Texas health officials are warning beachgoers that higher levels of bacteria have been found at multiple beaches in the Galveston area in the Gulf of Mexico.

Water quality on beaches is measured throughout the state to keep track of bacteria levels in the water. Following weeks of heavy rains in Texas, officials said they have found high levels of Enterococci bacteria in 17 beaches in the Galveston area. Enterococcus is a kind of bacteria that often occurs naturally in the intestinal tract of humans and animals. Currently, 23 beaches in Texas have high levels of the bacteria, officials said.
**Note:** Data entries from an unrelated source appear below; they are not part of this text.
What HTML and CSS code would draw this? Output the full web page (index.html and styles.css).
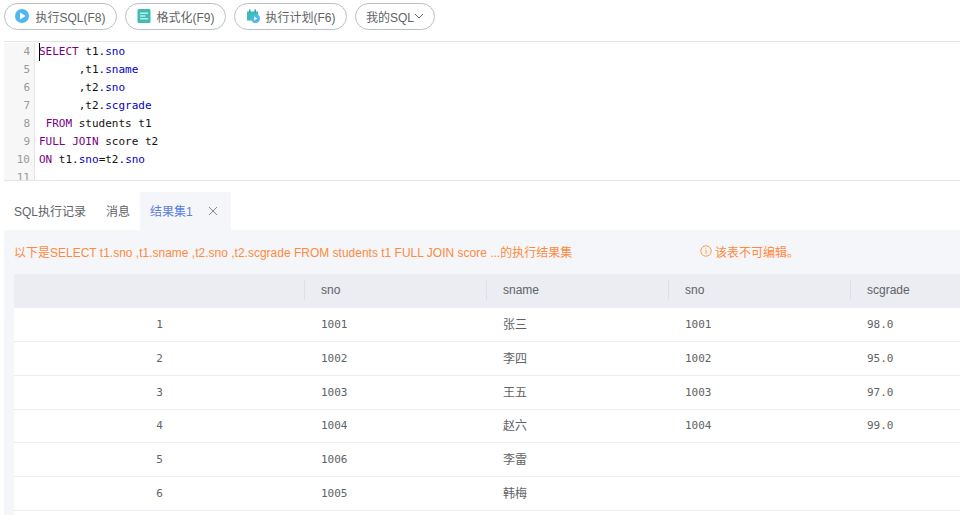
FILE: index.html
```html
<!DOCTYPE html>
<html lang="en">
<head>
  <meta charset="UTF-8">
  <title>SQL</title>
  <link rel="stylesheet" href="styles.css">
</head>
<body>

  <div class="toolbar">
    <button class="btn">
      <svg class="icon" viewBox="0 0 14 14"><circle cx="7" cy="7" r="7" fill="#4fb6ee"/><path d="M5 3.6v6.8L10.6 7z" fill="#fff"/></svg>
      执行SQL(F8)
    </button>
    <button class="btn">
      <svg class="icon" viewBox="0 0 14 14"><rect width="13" height="14" x="0.5" rx="1.5" fill="#3dbdb4"/><path d="M3 3.5h8v1.4H3zM3 6.3h5.5v1.4H3zM3 9.1h8v1.4H3z" fill="#c4ecea"/></svg>
      格式化(F9)
    </button>
    <button class="btn">
      <svg class="icon" viewBox="0 0 14 14"><path d="M1 2.5h11v9H1z" fill="#3dbdb4"/><path d="M3 .5h1.5v3H3zM8.5 .5H10v3H8.5z" fill="#2aa39b"/><circle cx="9.5" cy="9.5" r="4.5" fill="#4fb6ee"/><path d="M8.2 7.4v4.2l3.3-2.1z" fill="#fff"/></svg>
      执行计划(F6)
    </button>
    <button class="btn">
      我的SQL<svg class="chevron" viewBox="0 0 10 6"><path d="M1 1l4 4 4-4" fill="none" stroke="#666" stroke-width="1"/></svg>
    </button>
  </div>

  <div class="editor">
    <div class="gutter">
      <div>4</div><div>5</div><div>6</div><div>7</div><div>8</div><div>9</div><div>10</div><div>11</div>
    </div>
    <div class="code">
      <i class="cursor"></i>
      <div class="line"><b>SELECT</b> t1.<u>sno</u></div>
      <div class="line">      ,t1.<u>sname</u></div>
      <div class="line">      ,t2.<u>sno</u></div>
      <div class="line">      ,t2.<u>scgrade</u></div>
      <div class="line"> <b>FROM</b> students t1</div>
      <div class="line"><b>FULL</b> <b>JOIN</b> score t2</div>
      <div class="line"><b>ON</b> t1.<u>sno</u>=t2.<u>sno</u></div>
      <div class="line">&nbsp;</div>
    </div>
  </div>

  <div class="tabs">
    <div class="tab">SQL执行记录</div>
    <div class="tab">消息</div>
    <div class="tab tab-active">结果集1
      <svg class="close" viewBox="0 0 10 10"><path d="M1 1l8 8M9 1l-8 8" stroke="#888" stroke-width="1" fill="none"/></svg>
    </div>
  </div>

  <div class="panel">
    <div class="notice">
      <span class="notice-text">以下是SELECT t1.sno ,t1.sname ,t2.sno ,t2.scgrade FROM students t1 FULL JOIN score ...的执行结果集</span>
      <span class="notice-warn">
        <svg class="warn-icon" viewBox="0 0 12 12"><circle cx="6" cy="6" r="5.2" fill="none" stroke="#ff9a4d" stroke-width="1"/><path d="M5.5 2.8h1v1h-1zM5.5 4.8h1v4.2h-1z" fill="#ff9a4d"/></svg>
        该表不可编辑。
      </span>
    </div>
    <div class="result-wrap">
      <table class="result">
        <colgroup><col class="col-index"><col class="col-data"><col class="col-data"><col class="col-data"><col class="col-data"></colgroup>
        <thead>
          <tr><th></th><th>sno</th><th>sname</th><th>sno</th><th>scgrade</th></tr>
        </thead>
        <tbody>
          <tr><td class="num">1</td><td>1001</td><td class="cjk">张三</td><td>1001</td><td>98.0</td></tr>
          <tr><td class="num">2</td><td>1002</td><td class="cjk">李四</td><td>1002</td><td>95.0</td></tr>
          <tr><td class="num">3</td><td>1003</td><td class="cjk">王五</td><td>1003</td><td>97.0</td></tr>
          <tr><td class="num">4</td><td>1004</td><td class="cjk">赵六</td><td>1004</td><td>99.0</td></tr>
          <tr><td class="num">5</td><td>1006</td><td class="cjk">李雷</td><td></td><td></td></tr>
          <tr><td class="num">6</td><td>1005</td><td class="cjk">韩梅</td><td></td><td></td></tr>
        </tbody>
      </table>
    </div>
  </div>

</body>
</html>
```

FILE: styles.css
```css
* {
  margin: 0;
  padding: 0;
  box-sizing: border-box;
}

html, body {
  height: 515px;
  overflow: hidden;
}

body {
  font-family: "Liberation Sans", "Noto Sans CJK SC", sans-serif;
  font-size: 12px;
  color: #606266;
  background-color: #fff;
}

.toolbar {
  display: flex;
  gap: 8px;
  padding: 3px 0 0 4px;
  height: 41px;
}

.btn {
  display: flex;
  align-items: center;
  justify-content: center;
  height: 27px;
  padding: 0 4px 1px;
  border: 1px solid #bcbec4;
  border-radius: 14px;
  background-color: #fff;
  color: #606266;
  font-family: inherit;
  font-size: 12px;
  white-space: nowrap;
}

.btn:nth-child(1) { width: 113px; }
.btn:nth-child(2) { width: 101px; }
.btn:nth-child(3) { width: 113px; }
.btn:nth-child(4) { width: 80px; }

.icon {
  width: 14px;
  height: 14px;
  margin-right: 6px;
}

.chevron {
  width: 10px;
  height: 6px;
}

.editor {
  display: flex;
  height: 140px;
  margin-left: 4px;
  padding-top: 1px;
  border-top: 1px solid #e4e4e4;
  border-bottom: 1px solid #e4e4e4;
  overflow: hidden;
  font-family: "DejaVu Sans Mono", monospace;
  font-size: 11px;
  line-height: 18px;
}

.gutter {
  width: 31px;
  flex-shrink: 0;
  padding-right: 4px;
  background-color: #f7f7f7;
  border-right: 1px solid #e4e4e4;
  color: #999;
  text-align: right;
}

.code {
  position: relative;
  padding-left: 4px;
  color: #111;
}

.line {
  white-space: pre;
}

.code b {
  font-weight: normal;
  color: #770088;
}

.code u {
  text-decoration: none;
  color: #0000cc;
}

.cursor {
  position: absolute;
  left: 4px;
  top: 0;
  height: 18px;
  border-left: 1px solid #000;
}

.tabs {
  display: flex;
  height: 38px;
  margin-top: 11px;
  padding-left: 4px;
}

.tab {
  display: flex;
  align-items: center;
  padding: 0 10px 2px;
  color: #606266;
}

.tab-active {
  width: 91px;
  background-color: #f5f6f9;
  color: #5b7fe0;
}

.close {
  width: 10px;
  height: 10px;
  margin: 2px 0 0 15px;
}

.panel {
  display: flex;
  flex-direction: column;
  height: 285px;
  margin-left: 4px;
  padding-left: 10px;
  background-color: #f5f6f9;
}

.notice {
  display: flex;
  align-items: center;
  height: 44px;
  padding-bottom: 2px;
  color: #ff8a3d;
}

.notice-text {
  width: 686px;
}

.notice-warn {
  display: flex;
  align-items: center;
  gap: 3px;
}

.warn-icon {
  width: 12px;
  height: 12px;
}

.result-wrap {
  flex: 1;
  background-color: #fff;
}

.result {
  width: 946px;
  border-collapse: collapse;
  table-layout: fixed;
}

.col-index { width: 291px; }
.col-data { width: 182px; }

.result th {
  position: relative;
  height: 34px;
  padding: 0 0 2px 16px;
  background-color: #ebedf2;
  font-weight: normal;
  text-align: left;
}

.result th + th::before {
  content: "";
  position: absolute;
  left: -1px;
  top: 6px;
  height: 20px;
  border-left: 1px solid #dcdfe6;
}

.result td {
  height: 33.7px;
  padding-left: 16px;
  border-bottom: 1px solid #ebeef5;
  font-family: "DejaVu Sans Mono", monospace;
  font-size: 11px;
}

.result td.num {
  padding-left: 0;
  text-align: center;
}

.result td.cjk {
  padding-bottom: 2px;
  font-family: "Liberation Sans", "Noto Sans CJK SC", sans-serif;
  font-size: 12px;
}
```
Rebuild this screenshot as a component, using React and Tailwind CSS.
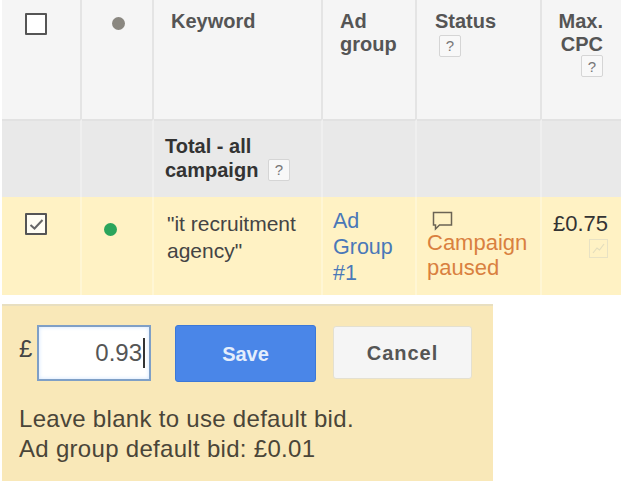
const Help = ({ className = "" }) => (
  <span
    className={`inline-flex h-[22px] w-[22px] items-center justify-center rounded-[2px] border border-[#d5d5d5] bg-[#f8f8f8] text-[15px] font-normal leading-none text-[#777] ${className}`}
  >
    ?
  </span>
);

const headCell = "border-r-2 border-[#e4e4e4] bg-[#f5f5f5]";
const headText = "text-[20px] font-bold leading-[23px] text-[#555]";
const totalCell = "border-t-2 border-t-[#e2e2e2] border-r-2 border-r-[#efefef] bg-[#e9e9e9]";
const rowCell = "border-r-2 border-[#fff6d4] bg-[#fff2c4]";

const App = () => {
  return (
    <div className="h-[481px] w-[623px] overflow-hidden bg-white font-['Liberation_Sans',Arial,sans-serif]">
      {/* Keyword table */}
      <div className="ml-[2px] grid w-[619px] grid-cols-[80px_72px_169px_94px_125px_79px] grid-rows-[119px_78px_98px]">
        {/* Header */}
        <div className={`${headCell} pl-[23px] pt-[13px]`}>
          <div className="h-[22px] w-[22px] rounded-[1px] border-2 border-[#555] bg-white" />
        </div>
        <div className={`${headCell} pl-[30px] pt-[17px]`}>
          <div className="h-[13px] w-[13px] rounded-full bg-[#8a8780]" />
        </div>
        <div className={`${headCell} ${headText} pl-[17px] pt-[10px]`}>Keyword</div>
        <div className={`${headCell} ${headText} pl-[17px] pt-[10px]`}>
          Ad
          <br />
          group
        </div>
        <div className={`${headCell} ${headText} pl-[18px] pt-[10px]`}>
          <div>Status</div>
          <Help className="-mt-[2px] ml-[4px] block" />
        </div>
        <div className={`${headText} bg-[#f5f5f5] pr-[18px] pt-[10px] text-right`}>
          <div>Max.</div>
          <div>CPC</div>
          <div className="-mt-[1px] flex justify-end">
            <Help />
          </div>
        </div>

        {/* Total row */}
        <div className={totalCell} />
        <div className={totalCell} />
        <div className={`${totalCell} pl-[11px] pt-[13px] text-[20px] font-bold leading-[24px] text-[#333]`}>
          Total - all
          <br />
          campaign <Help className="ml-[4px] align-[2px]" />
        </div>
        <div className={totalCell} />
        <div className={totalCell} />
        <div className="border-t-2 border-t-[#e2e2e2] bg-[#e9e9e9]" />

        {/* Keyword row */}
        <div className={`${rowCell} pl-[23px] pt-[16px]`}>
          <div className="flex h-[22px] w-[22px] items-center justify-center rounded-[1px] border-2 border-[#555] bg-[#fffdf3]">
            <svg width="15" height="13" viewBox="0 0 15 13" fill="none">
              <path d="M1.5 7 L5.5 10.5 L13.5 2" stroke="#666" strokeWidth="2" />
            </svg>
          </div>
        </div>
        <div className={`${rowCell} pl-[22px] pt-[26px]`}>
          <div className="h-[13px] w-[13px] rounded-full bg-[#2aa55c]" />
        </div>
        <div className={`${rowCell} pl-[13px] pt-[13px] text-[21px] leading-[27px] text-[#444]`}>
          "it recruitment agency"
        </div>
        <div className={`${rowCell} pl-[10px] pt-[11px] text-[21.5px] leading-[26px] text-[#4a78b8]`}>
          Ad
          <br />
          Group
          <br />
          #1
        </div>
        <div className={`${rowCell} pl-[10px] pt-[14px] text-[22px] leading-[25px] text-[#d9803f]`}>
          <svg className="ml-[5px] block" width="21" height="20" viewBox="0 0 21 20" fill="none">
            <path d="M1.5 1.5 H19.5 V14 H7.5 L3.5 18 V14 H1.5 Z" stroke="#6b6454" strokeWidth="1.5" />
          </svg>
          <div className="-mt-[1px]">
            Campaign
            <br />
            paused
          </div>
        </div>
        <div className="bg-[#fff2c4] pr-[13px] pt-[13px] text-right text-[22px] leading-[28px] text-[#333]">
          <div>£0.75</div>
          <div className="mt-[1px] flex justify-end">
            <span className="flex h-[19px] w-[19px] items-center justify-center border border-[#e8e2c4]">
              <svg width="13" height="11" viewBox="0 0 13 11" fill="none">
                <path d="M1 10 L5 5 L7.5 7 L12 1" stroke="#e3ddbd" strokeWidth="1.2" />
              </svg>
            </span>
          </div>
        </div>
      </div>

      {/* Bid editor */}
      <div className="ml-[2px] mt-[9px] h-[177px] w-[491px] border-t-2 border-[#e8dfc0] bg-[#f9e8b8] pl-[17px] pt-[19px]">
        <div className="flex items-start">
          <span className="mt-[10px] w-[18px] text-[24px] leading-[28px] text-[#444]">£</span>
          <div className="flex h-[56px] w-[114px] items-center justify-end border-2 border-[#7f9fc6] bg-white pr-[4px] text-[24px] text-[#555] shadow-[inset_0_0_4px_#cfe4ff]">
            0.93
            <span className="ml-[1px] h-[30px] w-[2px] bg-[#333]" />
          </div>
          <div className="ml-[24px] flex h-[57px] w-[141px] items-center justify-center rounded-[3px] border border-[#3b78d8] bg-[#4a86e8] text-[20px] font-bold text-[#e4eefc]">
            Save
          </div>
          <div className="ml-[17px] mt-[1px] flex h-[53px] w-[139px] items-center justify-center rounded-[3px] border border-[#e4e0d0] bg-[#f5f5f5] text-[20px] font-bold tracking-[1px] text-[#555]">
            Cancel
          </div>
        </div>
        <div className="mt-[22px] text-[24px] leading-[30px] tracking-[0.3px] text-[#4a4538]">
          Leave blank to use default bid.
          <br />
          Ad group default bid: £0.01
        </div>
      </div>
    </div>
  );
};

export default App;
Brian Davis, chief of the Freeport Fire and EMS Department, said extensive flooding earlier this month caused the overflow of septic tanks and waste treatment plants.

"The simple truth is that all of that is running down the river," said Davis, who said the bacteria can turn Gulf water into almost toilet water. "It sounds bad to think of it like that."

Health officials warn swimmers to be careful after bacteria has left "toilet-like" water in the gulf. (KTRK) Health officials warn swimmers to be careful after bacteria has left "toilet-like" water in the gulf.

Summer is a common time for the bacteria to appear, said Scott Packard, the public information officer for the Galveston Health Department, noting that the health department tests the water every day until the bacteria levels reach lower levels.

"We want people to make sure that they have the information to make their own decision," he said.

While signs and alerts are posted along the beach, swimmers are allowed to enter the water at their own risk. People who have weaker immune systems, have open wounds or other underlying conditions should think twice about entering, Packard said.

Dr. William Schaffner, an infectious disease expert at Vanderbilt University Medical Center, said extra bacteria in the water can lead to diarrhea or other gastrointestinal symptoms. If people enter the water with open wounds, they risk infection, especially if another kind of bacteria called vibrio vulnificus is found in the water.

While Schaffner said the "risk is low" for an outbreak even after weeks of flooding, the warnings are an important part of keeping the public healthy and informed.

"For both the genuine public health reason as well as the yucky factor ... people close beaches that have been polluted," he said. "Enjoy the sun and sand but stay out of the water."